Start at the top and work your way down as time permits, and eventually develop your own approach as you get more practice/experience at this. This all gets easier as you (a) practice more and (b) become more familiar with the wider literature and the patterns of history of science writing.

1. Start with a book from the Resource List for the week’s unit that you’re familiar with or whose argument you think you know. You will revisit this book to familiarise yourself with how information and arguments are organised in history of science books.

A. Jot down what you recall of the main argument and sources before you pick the book up.

B. Look at the table of contents and try to match it to what you remember of the book’s structure.

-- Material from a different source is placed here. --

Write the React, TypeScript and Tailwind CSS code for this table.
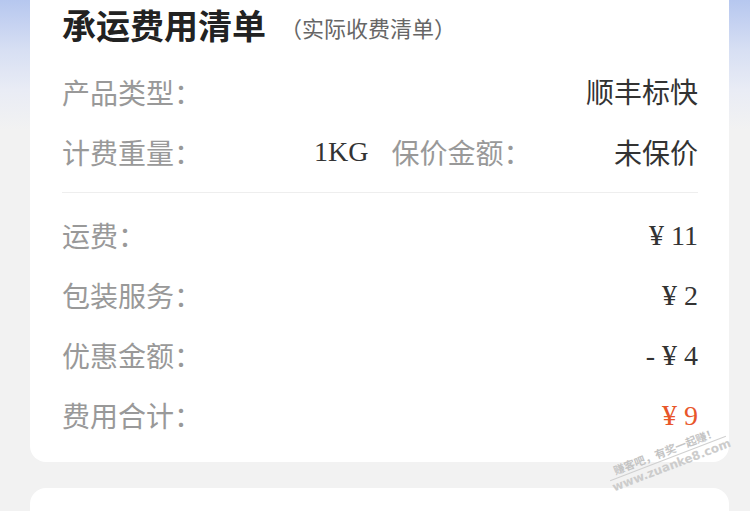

C. Turn to the introduction and skim until you find where the author lays out the key argument(s). Check these against your recollections.

D. Using the intro and the endnotes/footnotes/bibliography/images, identify the main kinds of sources used for the argument (any particularly key archives/collections/authors/documents?)

E. Using the intro and acknowledgements, identify the author’s key interlocutors. From what academic traditions/schools/etc do they come, on whom are they building, and against whom/what are they positioning themselves?

F. Go online and look up some reviews of the book. Jstor is a good starting point, and most major history of science books get reviewed in Isis at some point. Very quickly skim a couple reviews to confirm/revise your impressions of C-E.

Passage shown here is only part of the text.